Faulty expression of the APOB gene

When looking for classic mutations, i.e. the modification of one or more nucleotides in the APOB gene sequence, Carole Charlier and her team didn’t see anything unusual. ‘However at the exon 5 of this gene, there was one particular sign: the insertion of a repeated sequence’, she reveals. ‘We characterised this sequence and found that this repeated element was part of a family of mobile elements known as ‘endogenous retroviral elements’ or ‘endogenous retroviruses’.’ Repeated sequences represent 50% of the mammalian genome. There are different categories and sub-categories which include transposable elements. ‘The repeated element found at the APOB gene was part of this category’, reveals Charlier. ‘This is the insertion of a complete element of 7,000 base pairs. This insertion should lead to a total stop of the transcription of the gene and should abolish its function’.

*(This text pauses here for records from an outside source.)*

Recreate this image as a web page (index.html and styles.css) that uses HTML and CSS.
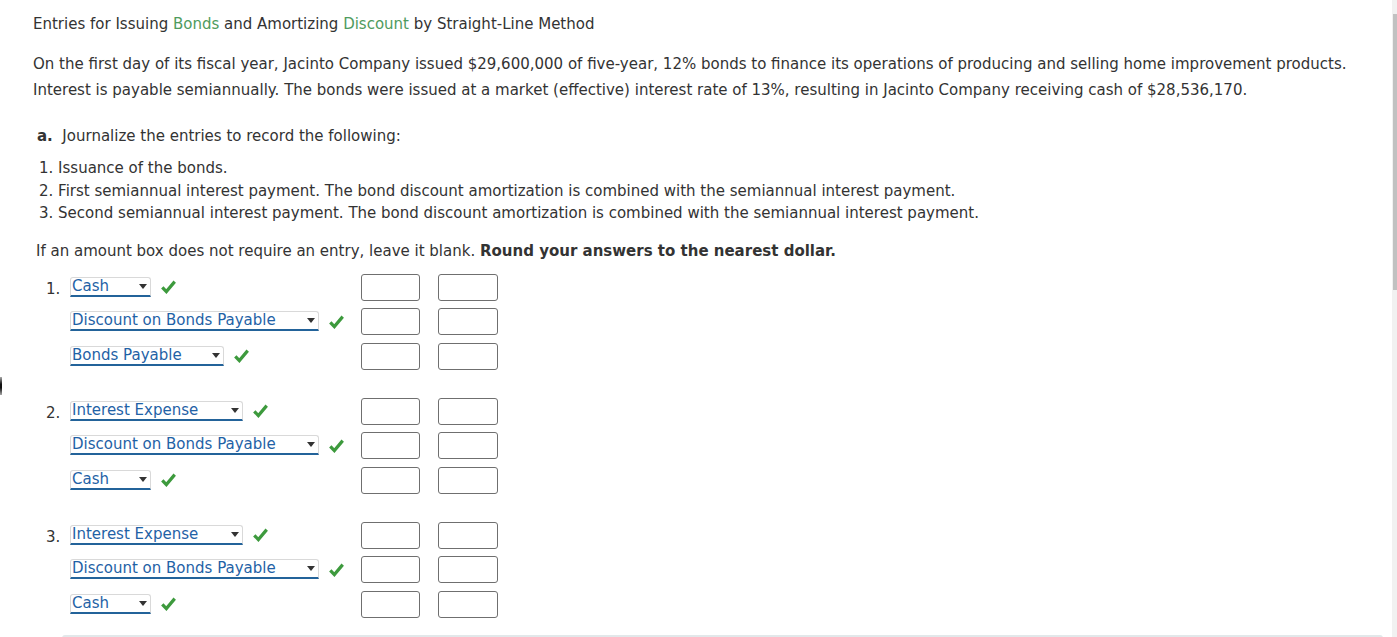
FILE: index.html
```html
<!DOCTYPE html>
<html>
<head>
<meta charset="utf-8">
<link rel="stylesheet" href="styles.css">
</head>
<body>
<div class="page">
  <div class="title">Entries for Issuing <span class="term">Bonds</span> and Amortizing <span class="term">Discount</span> by Straight-Line Method</div>
  <p class="para">On the first day of its fiscal year, Jacinto Company issued $29,600,000 of five-year, 12% bonds to finance its operations of producing and selling home improvement products. Interest is payable semiannually. The bonds were issued at a market (effective) interest rate of 13%, resulting in Jacinto Company receiving cash of $28,536,170.</p>
  <div class="part"><b>a.</b>&nbsp; Journalize the entries to record the following:</div>
  <ol class="tasks">
    <li>Issuance of the bonds.</li>
    <li>First semiannual interest payment. The bond discount amortization is combined with the semiannual interest payment.</li>
    <li>Second semiannual interest payment. The bond discount amortization is combined with the semiannual interest payment.</li>
  </ol>
  <div class="note">If an amount box does not require an entry, leave it blank. <b>Round your answers to the nearest dollar.</b></div>

  <div class="journal">
    <div class="group">
      <div class="row">
        <div class="num">1.</div>
        <div class="acct"><span class="sel w-cash">Cash<svg class="arr" viewBox="0 0 8 5"><path d="M0 0h8L4 5z"/></svg></span><svg class="chk" viewBox="0 0 14 13"><path d="M1.2 6.8L5 10.8 12.8 1.5"/></svg></div>
        <div class="box"></div><div class="box"></div>
      </div>
      <div class="row">
        <div class="num"></div>
        <div class="acct"><span class="sel w-disc">Discount on Bonds Payable<svg class="arr" viewBox="0 0 8 5"><path d="M0 0h8L4 5z"/></svg></span><svg class="chk" viewBox="0 0 14 13"><path d="M1.2 6.8L5 10.8 12.8 1.5"/></svg></div>
        <div class="box"></div><div class="box"></div>
      </div>
      <div class="row">
        <div class="num"></div>
        <div class="acct"><span class="sel w-bp">Bonds Payable<svg class="arr" viewBox="0 0 8 5"><path d="M0 0h8L4 5z"/></svg></span><svg class="chk" viewBox="0 0 14 13"><path d="M1.2 6.8L5 10.8 12.8 1.5"/></svg></div>
        <div class="box"></div><div class="box"></div>
      </div>
    </div>

    <div class="group">
      <div class="row">
        <div class="num">2.</div>
        <div class="acct"><span class="sel w-int">Interest Expense<svg class="arr" viewBox="0 0 8 5"><path d="M0 0h8L4 5z"/></svg></span><svg class="chk" viewBox="0 0 14 13"><path d="M1.2 6.8L5 10.8 12.8 1.5"/></svg></div>
        <div class="box"></div><div class="box"></div>
      </div>
      <div class="row">
        <div class="num"></div>
        <div class="acct"><span class="sel w-disc">Discount on Bonds Payable<svg class="arr" viewBox="0 0 8 5"><path d="M0 0h8L4 5z"/></svg></span><svg class="chk" viewBox="0 0 14 13"><path d="M1.2 6.8L5 10.8 12.8 1.5"/></svg></div>
        <div class="box"></div><div class="box"></div>
      </div>
      <div class="row">
        <div class="num"></div>
        <div class="acct"><span class="sel w-cash">Cash<svg class="arr" viewBox="0 0 8 5"><path d="M0 0h8L4 5z"/></svg></span><svg class="chk" viewBox="0 0 14 13"><path d="M1.2 6.8L5 10.8 12.8 1.5"/></svg></div>
        <div class="box"></div><div class="box"></div>
      </div>
    </div>

    <div class="group">
      <div class="row">
        <div class="num">3.</div>
        <div class="acct"><span class="sel w-int">Interest Expense<svg class="arr" viewBox="0 0 8 5"><path d="M0 0h8L4 5z"/></svg></span><svg class="chk" viewBox="0 0 14 13"><path d="M1.2 6.8L5 10.8 12.8 1.5"/></svg></div>
        <div class="box"></div><div class="box"></div>
      </div>
      <div class="row">
        <div class="num"></div>
        <div class="acct"><span class="sel w-disc">Discount on Bonds Payable<svg class="arr" viewBox="0 0 8 5"><path d="M0 0h8L4 5z"/></svg></span><svg class="chk" viewBox="0 0 14 13"><path d="M1.2 6.8L5 10.8 12.8 1.5"/></svg></div>
        <div class="box"></div><div class="box"></div>
      </div>
      <div class="row">
        <div class="num"></div>
        <div class="acct"><span class="sel w-cash">Cash<svg class="arr" viewBox="0 0 8 5"><path d="M0 0h8L4 5z"/></svg></span><svg class="chk" viewBox="0 0 14 13"><path d="M1.2 6.8L5 10.8 12.8 1.5"/></svg></div>
        <div class="box"></div><div class="box"></div>
      </div>
    </div>
  </div>
  <div class="next-panel"></div>
</div>
<div class="edge-tab"></div>
<div class="scroll-track"><div class="scroll-thumb"></div></div>
</body>
</html>
```

FILE: styles.css
```css
html, body {
  margin: 0;
  padding: 0;
  background: #fff;
  overflow: hidden;
  height: 637px;
}
body {
  font-family: "DejaVu Sans", Verdana, sans-serif;
  font-size: 15px;
  color: #333;
}
.page {
  padding: 14px 0 0 33px;
  width: 1340px;
}
.title {
  line-height: 20px;
}
.term {
  color: #4f9b5e;
}
.para {
  margin: 17px 0 0 0;
  line-height: 26px;
}
.part {
  margin: 22px 0 0 4px;
  line-height: 22px;
}
.tasks {
  margin: 10px 0 0 6px;
  padding: 0;
  list-style: none;
  counter-reset: t;
  line-height: 22.5px;
}
.tasks li {
  counter-increment: t;
}
.tasks li::before {
  content: counter(t) ". ";
}
.note {
  margin: 15px 0 0 3px;
  line-height: 22px;
}
.journal {
  margin-top: 12px;
  margin-left: 13px;
  display: flex;
  flex-direction: column;
  gap: 28px;
}
.group {
  display: flex;
  flex-direction: column;
  gap: 7.5px;
}
.row {
  display: flex;
  align-items: center;
  height: 27px;
}
.row .num {
  width: 24px;
  padding-top: 4px;
}
.row .acct {
  width: 291px;
  display: flex;
  align-items: center;
}
.sel {
  position: relative;
  display: inline-block;
  box-sizing: border-box;
  height: 20px;
  line-height: 17px;
  padding-left: 1px;
  color: #1f62a6;
  background: #fff;
  border: 1px solid #d9d9d9;
  border-bottom: 2px solid #23639a;
  border-radius: 3px 3px 0 0;
  margin-top: -1px;
}
.w-cash { width: 81px; }
.w-bp { width: 154px; }
.w-int { width: 173px; }
.w-disc { width: 249px; }
.arr {
  position: absolute;
  right: 3px;
  top: 6px;
  width: 8px;
  height: 5px;
  fill: #333;
}
.chk {
  width: 15px;
  height: 14px;
  margin-left: 10px;
  fill: none;
  stroke: #3d9a3d;
  stroke-width: 3;
}
.box {
  box-sizing: border-box;
  width: 59px;
  height: 27px;
  border: 1.5px solid #6f6f6f;
  border-radius: 3px;
  background: #fff;
}
.box + .box {
  margin-left: 18px;
  width: 60px;
}
.next-panel {
  margin: 17px 0 0 29px;
  width: 1321px;
  height: 10px;
  border-top: 3px solid #e2e8ea;
  border-radius: 3px 3px 0 0;
}
.edge-tab {
  position: fixed;
  left: 0;
  top: 377px;
  width: 2px;
  height: 18px;
  background: linear-gradient(#aaa, #111 40%, #111 60%, #aaa);
}
.scroll-track {
  position: fixed;
  top: 0;
  right: 0;
  width: 5px;
  height: 637px;
  background: #f1f1f1;
}
.scroll-thumb {
  margin-top: 14px;
  margin-left: 1px;
  width: 4px;
  height: 276px;
  background: #c1c1c1;
}
```
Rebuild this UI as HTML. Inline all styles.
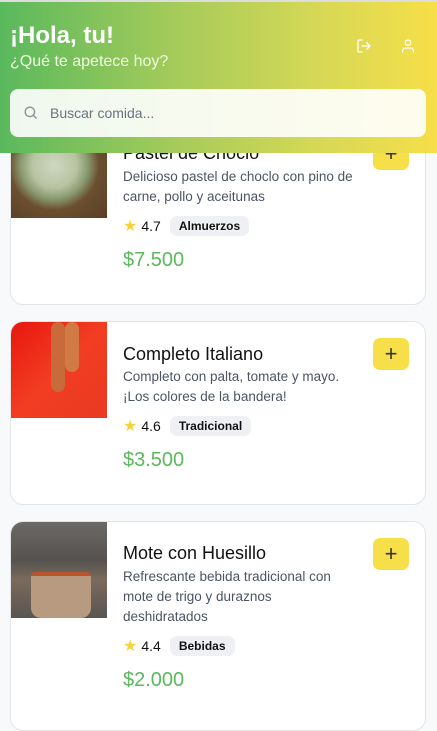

Thanks to collaborative work with the Faculty of Veterinary Medicine at the ULg (Drs Arnaud Sartelet and Emilie Knapp), Carole Charlier’s team was able to obtain biological material (DNA and tissue) from a calf suffering from CDH. ‘We sequenced its transcriptome based on its liver cells to check the impact of the mutation on the expression of the APOB gene’, explains Charlier. This is how they were able to confirm that this calf’s APOB gene had given rise to an ‘abnormal’ protein. Transcription of the gene was interrupted when only 3% of the protein had been formed.

This discovery enabled the Liège researchers to develop a test which directly investigated the mutation, in order to be able to validate or invalidate the results obtained from the existing, indirect, haplotype test. This test should now enable farmers to avoid using animals carrying the mutation for reproduction. ‘This mutation is fairly common within the Holstein population, affecting between 6 and 8% of animals. But, because of artificial insemination, if animals carrying the mutation are used for reproduction, the number of animals carrying the mutation and, thus, the number of calves who are affected can be multiplied considerably’, stresses Charlier.

Focus on the transposable elements in the cattle genome

Having achieved their goal of creating a 100% reliable test to detect cows and bulls who carry the mutation responsible for CDH, Carole Charlier and her team did not stop there. Normally, endogenous retroviruses are strongly suppressed by the organism’s defence mechanisms. If they are not suppressed in this way, they may transpose within the genome, be transcribed, or go on to integrate elsewhere in the genome and cause various consequences for the individuals carrying them. Hence, the genome’s defence system is usually highly effective in terms of working against these mutations. The ULg researchers wanted to understand the genomic distribution of these elements, their frequency, and their specificity in Holstein and Belgian Blue cattle.

Against this backdrop, Chad Harland, a doctoral student from New Zealand working in the Animal Genomics Research Unit, had developed a bioinformatic tool (LocaTER) to detect elements of the same type as that found in the APOB gene, within the genome. The results revealed 1,200 polymorphic events of this kind. ‘Some were specific to Belgian Blues, while others were specific to Holstein cattle. Finally, some were shared by the two breeds, which would seem to indicate that they therefore appeared in the cattle genome longer ago’, specifies Charlier. The scientists showed that, as had already been demonstrated particularly in mice, that the transposition elements of the cattle genome were subject to significant purifying selection pressure. ‘When such an element is mobilised, it will integrate randomly anywhere in the genome: in intergenic regions, in the introns or exons. The direction of its insertion has an impact upon the consequences of this insertion on the role of the affected gene’, explains Charlier. Indeed, if the element in question inserts itself in the direction of the transcription of the gene, it will disturb and/or stop the transcription of this gene. If the insertion takes place in the reverse direction of the transcription, its impact on the role of the gene will be more variable. ‘By looking both at the distribution and position of these 1,200 elements in the genome of Holstein and Belgian Blue cattle, we were able to show that there are fewer insertions at gene level than we would expect if we start from the principle that these insertions in the genome are random. Moreover, when these elements are inserted into a gene, it is twice as likely that they will be inserted in the opposite to the direction of transcription,’ explains Charlier. These observations confirm that a purifying selection procedure is at work: the elements inserted into the genes in the direction of the transcription were eliminated over time, due to their negative impact on the individuals carrying these mutations.